> _EXERCISE PROMPT_:
All the data should be repeated exactly. Any image in it is left out.

════

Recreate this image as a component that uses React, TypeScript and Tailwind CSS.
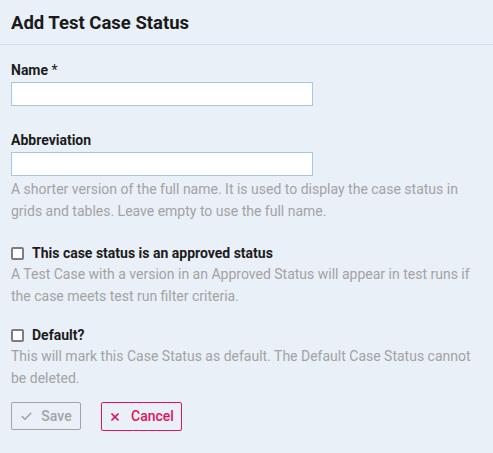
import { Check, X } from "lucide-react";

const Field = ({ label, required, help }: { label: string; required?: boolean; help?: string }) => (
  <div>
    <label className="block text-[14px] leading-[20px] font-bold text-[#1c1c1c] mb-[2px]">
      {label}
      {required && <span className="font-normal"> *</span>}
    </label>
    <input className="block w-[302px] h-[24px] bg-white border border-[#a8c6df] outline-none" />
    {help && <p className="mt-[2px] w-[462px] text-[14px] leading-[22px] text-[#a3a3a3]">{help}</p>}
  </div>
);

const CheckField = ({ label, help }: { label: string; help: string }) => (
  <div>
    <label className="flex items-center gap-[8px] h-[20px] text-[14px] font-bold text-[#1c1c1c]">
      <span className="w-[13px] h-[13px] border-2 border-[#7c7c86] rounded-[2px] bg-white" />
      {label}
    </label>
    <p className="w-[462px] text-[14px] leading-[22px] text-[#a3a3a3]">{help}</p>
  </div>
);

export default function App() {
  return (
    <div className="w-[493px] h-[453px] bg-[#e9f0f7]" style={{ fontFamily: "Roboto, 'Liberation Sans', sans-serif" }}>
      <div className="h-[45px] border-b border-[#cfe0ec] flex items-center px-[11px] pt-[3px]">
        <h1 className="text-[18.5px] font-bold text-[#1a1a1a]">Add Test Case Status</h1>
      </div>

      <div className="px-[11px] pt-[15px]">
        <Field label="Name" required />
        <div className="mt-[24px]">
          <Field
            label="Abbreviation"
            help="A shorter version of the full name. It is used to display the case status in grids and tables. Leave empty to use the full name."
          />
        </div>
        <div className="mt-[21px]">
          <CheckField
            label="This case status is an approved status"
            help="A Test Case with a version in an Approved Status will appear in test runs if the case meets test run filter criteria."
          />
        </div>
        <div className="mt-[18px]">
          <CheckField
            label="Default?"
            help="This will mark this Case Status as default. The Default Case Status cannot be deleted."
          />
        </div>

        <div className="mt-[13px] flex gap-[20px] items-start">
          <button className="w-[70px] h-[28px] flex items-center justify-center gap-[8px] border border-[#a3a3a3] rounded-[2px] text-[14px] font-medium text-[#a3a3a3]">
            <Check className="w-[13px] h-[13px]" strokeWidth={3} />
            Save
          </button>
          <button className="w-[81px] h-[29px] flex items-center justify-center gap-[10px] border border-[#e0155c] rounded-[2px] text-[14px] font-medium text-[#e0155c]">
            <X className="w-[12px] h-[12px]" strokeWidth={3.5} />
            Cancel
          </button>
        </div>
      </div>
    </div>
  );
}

════

> _CORRECT ANSWER_:
Recreate this image as a component that uses React, TypeScript and Tailwind CSS.
import { Check, X } from "lucide-react";

const Field = ({ label, required, help }: { label: string; required?: boolean; help?: string }) => (
  <div>
    <label className="block text-[14px] leading-[20px] font-bold text-[#1c1c1c] mb-[2px]">
      {label}
      {required && <span className="font-normal"> *</span>}
    </label>
    <input className="block w-[302px] h-[24px] bg-white border border-[#a8c6df] outline-none" />
    {help && <p className="mt-[2px] w-[462px] text-[14px] leading-[22px] text-[#a3a3a3]">{help}</p>}
  </div>
);

const CheckField = ({ label, help }: { label: string; help: string }) => (
  <div>
    <label className="flex items-center gap-[8px] h-[20px] text-[14px] font-bold text-[#1c1c1c]">
      <span className="w-[13px] h-[13px] border-2 border-[#7c7c86] rounded-[2px] bg-white" />
      {label}
    </label>
    <p className="w-[462px] text-[14px] leading-[22px] text-[#a3a3a3]">{help}</p>
  </div>
);

export default function App() {
  return (
    <div className="w-[493px] h-[453px] bg-[#e9f0f7]" style={{ fontFamily: "Roboto, 'Liberation Sans', sans-serif" }}>
      <div className="h-[45px] border-b border-[#cfe0ec] flex items-center px-[11px] pt-[3px]">
        <h1 className="text-[18.5px] font-bold text-[#1a1a1a]">Add Test Case Status</h1>
      </div>

      <div className="px-[11px] pt-[15px]">
        <Field label="Name" required />
        <div className="mt-[24px]">
          <Field
            label="Abbreviation"
            help="A shorter version of the full name. It is used to display the case status in grids and tables. Leave empty to use the full name."
          />
        </div>
        <div className="mt-[21px]">
          <CheckField
            label="This case status is an approved status"
            help="A Test Case with a version in an Approved Status will appear in test runs if the case meets test run filter criteria."
          />
        </div>
        <div className="mt-[18px]">
          <CheckField
            label="Default?"
            help="This will mark this Case Status as default. The Default Case Status cannot be deleted."
          />
        </div>

        <div className="mt-[13px] flex gap-[20px] items-start">
          <button className="w-[70px] h-[28px] flex items-center justify-center gap-[8px] border border-[#a3a3a3] rounded-[2px] text-[14px] font-medium text-[#a3a3a3]">
            <Check className="w-[13px] h-[13px]" strokeWidth={3} />
            Save
          </button>
          <button className="w-[81px] h-[29px] flex items-center justify-center gap-[10px] border border-[#e0155c] rounded-[2px] text-[14px] font-medium text-[#e0155c]">
            <X className="w-[12px] h-[12px]" strokeWidth={3.5} />
            Cancel
          </button>
        </div>
      </div>
    </div>
  );
}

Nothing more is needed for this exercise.